EXERCISE REQUIREMENTS: The exercise asks you to copy every line below in which "styles" appears.

INPUT ROWS:
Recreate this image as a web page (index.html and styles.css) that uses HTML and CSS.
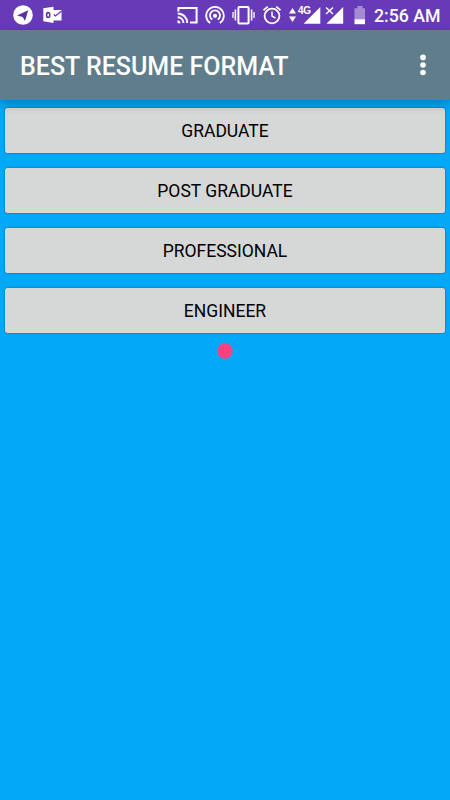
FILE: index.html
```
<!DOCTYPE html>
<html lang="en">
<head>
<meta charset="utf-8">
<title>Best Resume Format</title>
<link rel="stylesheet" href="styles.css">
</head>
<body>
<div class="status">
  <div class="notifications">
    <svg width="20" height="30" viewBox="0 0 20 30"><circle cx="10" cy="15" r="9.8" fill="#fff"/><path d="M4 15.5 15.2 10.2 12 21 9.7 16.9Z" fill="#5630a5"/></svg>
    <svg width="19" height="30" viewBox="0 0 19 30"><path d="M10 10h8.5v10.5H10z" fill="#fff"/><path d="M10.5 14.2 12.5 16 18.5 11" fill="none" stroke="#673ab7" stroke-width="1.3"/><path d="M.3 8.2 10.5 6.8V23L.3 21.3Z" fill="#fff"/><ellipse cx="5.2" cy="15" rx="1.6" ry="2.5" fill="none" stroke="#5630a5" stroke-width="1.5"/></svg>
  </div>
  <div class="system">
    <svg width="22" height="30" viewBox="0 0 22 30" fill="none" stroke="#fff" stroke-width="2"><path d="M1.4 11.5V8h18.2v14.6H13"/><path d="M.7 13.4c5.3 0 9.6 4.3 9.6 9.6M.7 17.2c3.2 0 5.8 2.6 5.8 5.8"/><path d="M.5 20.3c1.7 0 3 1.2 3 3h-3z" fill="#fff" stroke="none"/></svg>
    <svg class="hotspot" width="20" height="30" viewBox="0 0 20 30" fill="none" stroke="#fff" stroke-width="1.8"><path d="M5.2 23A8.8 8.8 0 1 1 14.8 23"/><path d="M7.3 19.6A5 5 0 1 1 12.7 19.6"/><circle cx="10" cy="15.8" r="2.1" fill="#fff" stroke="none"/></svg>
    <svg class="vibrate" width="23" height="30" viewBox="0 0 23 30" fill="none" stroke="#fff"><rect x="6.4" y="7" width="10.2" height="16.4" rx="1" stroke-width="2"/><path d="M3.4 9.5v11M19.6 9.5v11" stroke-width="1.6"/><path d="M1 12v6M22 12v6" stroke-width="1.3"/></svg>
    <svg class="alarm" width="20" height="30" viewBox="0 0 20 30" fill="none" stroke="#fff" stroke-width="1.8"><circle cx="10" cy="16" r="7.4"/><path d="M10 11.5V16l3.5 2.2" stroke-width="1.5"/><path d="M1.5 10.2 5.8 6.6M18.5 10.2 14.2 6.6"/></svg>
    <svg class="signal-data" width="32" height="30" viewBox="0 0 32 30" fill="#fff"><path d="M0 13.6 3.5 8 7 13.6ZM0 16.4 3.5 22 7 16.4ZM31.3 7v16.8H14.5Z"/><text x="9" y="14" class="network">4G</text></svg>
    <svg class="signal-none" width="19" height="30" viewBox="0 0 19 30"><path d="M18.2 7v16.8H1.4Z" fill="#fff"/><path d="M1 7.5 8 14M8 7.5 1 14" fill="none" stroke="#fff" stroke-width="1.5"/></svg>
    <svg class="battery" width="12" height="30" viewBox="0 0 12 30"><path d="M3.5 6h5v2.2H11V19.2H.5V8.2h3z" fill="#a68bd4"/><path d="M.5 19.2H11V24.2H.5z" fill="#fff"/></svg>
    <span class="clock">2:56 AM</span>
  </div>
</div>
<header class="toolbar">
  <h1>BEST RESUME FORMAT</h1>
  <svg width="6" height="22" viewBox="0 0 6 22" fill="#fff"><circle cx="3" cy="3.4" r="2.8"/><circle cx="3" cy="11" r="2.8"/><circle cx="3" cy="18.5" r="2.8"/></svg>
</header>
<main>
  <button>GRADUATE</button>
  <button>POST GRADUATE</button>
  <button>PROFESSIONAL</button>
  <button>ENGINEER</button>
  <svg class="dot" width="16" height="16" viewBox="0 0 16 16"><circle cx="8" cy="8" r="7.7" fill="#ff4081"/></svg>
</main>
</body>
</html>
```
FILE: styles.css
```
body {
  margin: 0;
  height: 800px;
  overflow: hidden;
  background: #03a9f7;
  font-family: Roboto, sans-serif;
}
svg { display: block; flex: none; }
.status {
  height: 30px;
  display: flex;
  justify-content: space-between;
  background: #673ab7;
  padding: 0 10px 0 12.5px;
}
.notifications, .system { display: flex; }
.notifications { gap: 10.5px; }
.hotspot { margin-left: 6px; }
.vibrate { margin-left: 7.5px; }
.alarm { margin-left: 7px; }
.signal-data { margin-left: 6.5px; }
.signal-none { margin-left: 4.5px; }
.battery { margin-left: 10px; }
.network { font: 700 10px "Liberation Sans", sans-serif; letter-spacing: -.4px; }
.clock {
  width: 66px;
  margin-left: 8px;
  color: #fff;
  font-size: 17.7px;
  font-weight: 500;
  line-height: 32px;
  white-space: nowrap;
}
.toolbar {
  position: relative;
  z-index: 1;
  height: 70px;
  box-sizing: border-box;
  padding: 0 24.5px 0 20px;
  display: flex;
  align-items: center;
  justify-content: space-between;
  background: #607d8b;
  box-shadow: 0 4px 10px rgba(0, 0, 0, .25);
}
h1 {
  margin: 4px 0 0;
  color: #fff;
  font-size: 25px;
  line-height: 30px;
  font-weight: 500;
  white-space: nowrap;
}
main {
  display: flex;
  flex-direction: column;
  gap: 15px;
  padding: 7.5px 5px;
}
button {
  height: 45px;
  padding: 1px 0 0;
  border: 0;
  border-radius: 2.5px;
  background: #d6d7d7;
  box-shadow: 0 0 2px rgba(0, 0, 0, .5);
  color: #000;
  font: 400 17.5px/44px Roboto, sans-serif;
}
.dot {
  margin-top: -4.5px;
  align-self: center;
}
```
* * *
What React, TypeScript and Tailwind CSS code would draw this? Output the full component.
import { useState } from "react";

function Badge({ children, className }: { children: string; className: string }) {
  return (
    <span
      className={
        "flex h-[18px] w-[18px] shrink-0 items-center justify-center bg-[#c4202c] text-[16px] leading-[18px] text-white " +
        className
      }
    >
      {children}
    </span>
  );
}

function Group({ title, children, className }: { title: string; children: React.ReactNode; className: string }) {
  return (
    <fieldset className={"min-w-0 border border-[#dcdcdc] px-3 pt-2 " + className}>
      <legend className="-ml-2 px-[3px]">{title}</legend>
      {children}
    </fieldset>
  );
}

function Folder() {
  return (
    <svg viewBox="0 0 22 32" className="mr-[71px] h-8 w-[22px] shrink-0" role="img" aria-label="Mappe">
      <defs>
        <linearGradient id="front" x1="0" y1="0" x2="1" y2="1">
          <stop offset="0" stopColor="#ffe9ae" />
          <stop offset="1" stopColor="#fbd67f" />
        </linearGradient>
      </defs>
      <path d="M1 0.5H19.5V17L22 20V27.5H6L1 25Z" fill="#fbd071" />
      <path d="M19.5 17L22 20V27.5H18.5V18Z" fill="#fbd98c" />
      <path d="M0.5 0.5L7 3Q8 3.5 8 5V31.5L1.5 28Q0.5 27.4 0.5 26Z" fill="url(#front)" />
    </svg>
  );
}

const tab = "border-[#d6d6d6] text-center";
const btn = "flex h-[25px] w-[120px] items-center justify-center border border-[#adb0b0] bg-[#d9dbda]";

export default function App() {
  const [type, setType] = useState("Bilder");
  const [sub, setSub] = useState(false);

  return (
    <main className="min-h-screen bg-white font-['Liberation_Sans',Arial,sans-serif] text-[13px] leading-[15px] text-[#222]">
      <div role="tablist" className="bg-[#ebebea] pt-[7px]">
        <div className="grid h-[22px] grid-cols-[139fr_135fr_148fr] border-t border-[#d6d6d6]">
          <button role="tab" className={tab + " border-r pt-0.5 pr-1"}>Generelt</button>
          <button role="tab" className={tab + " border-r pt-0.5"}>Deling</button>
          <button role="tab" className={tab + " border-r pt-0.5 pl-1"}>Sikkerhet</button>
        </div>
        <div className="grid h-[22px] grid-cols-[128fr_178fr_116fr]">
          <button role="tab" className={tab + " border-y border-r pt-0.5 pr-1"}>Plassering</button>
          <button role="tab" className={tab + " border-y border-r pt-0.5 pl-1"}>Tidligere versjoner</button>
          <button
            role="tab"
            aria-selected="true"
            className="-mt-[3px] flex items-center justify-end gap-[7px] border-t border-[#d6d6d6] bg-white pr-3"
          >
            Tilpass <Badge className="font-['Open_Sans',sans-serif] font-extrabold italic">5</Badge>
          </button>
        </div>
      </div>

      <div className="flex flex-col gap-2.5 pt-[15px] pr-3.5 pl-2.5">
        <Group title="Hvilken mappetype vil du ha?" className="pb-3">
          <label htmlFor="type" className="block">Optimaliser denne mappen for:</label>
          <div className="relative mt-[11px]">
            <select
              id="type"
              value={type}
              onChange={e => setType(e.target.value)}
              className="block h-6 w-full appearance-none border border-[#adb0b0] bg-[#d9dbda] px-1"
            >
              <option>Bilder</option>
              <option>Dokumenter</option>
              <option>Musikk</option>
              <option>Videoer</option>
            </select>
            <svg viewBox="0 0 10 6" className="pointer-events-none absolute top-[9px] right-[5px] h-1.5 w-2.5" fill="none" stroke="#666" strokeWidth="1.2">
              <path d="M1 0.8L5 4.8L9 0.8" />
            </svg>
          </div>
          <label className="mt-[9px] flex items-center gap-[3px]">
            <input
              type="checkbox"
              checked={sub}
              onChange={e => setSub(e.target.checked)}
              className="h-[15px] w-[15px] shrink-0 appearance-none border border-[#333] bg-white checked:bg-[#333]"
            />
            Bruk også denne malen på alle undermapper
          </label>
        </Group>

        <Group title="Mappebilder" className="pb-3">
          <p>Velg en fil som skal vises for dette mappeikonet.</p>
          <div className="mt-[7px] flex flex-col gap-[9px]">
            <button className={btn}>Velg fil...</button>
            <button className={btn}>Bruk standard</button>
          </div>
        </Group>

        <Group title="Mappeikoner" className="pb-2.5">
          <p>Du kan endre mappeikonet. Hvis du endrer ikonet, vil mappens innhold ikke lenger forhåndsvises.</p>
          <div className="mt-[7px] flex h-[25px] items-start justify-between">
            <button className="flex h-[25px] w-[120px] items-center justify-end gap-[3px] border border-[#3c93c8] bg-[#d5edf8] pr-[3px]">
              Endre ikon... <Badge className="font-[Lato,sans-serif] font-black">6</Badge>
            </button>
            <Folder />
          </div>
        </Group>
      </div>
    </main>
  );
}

PROBLEM SOLUTION:
Recreate this image as a web page (index.html and styles.css) that uses HTML and CSS.
<link rel="stylesheet" href="styles.css">
FILE: styles.css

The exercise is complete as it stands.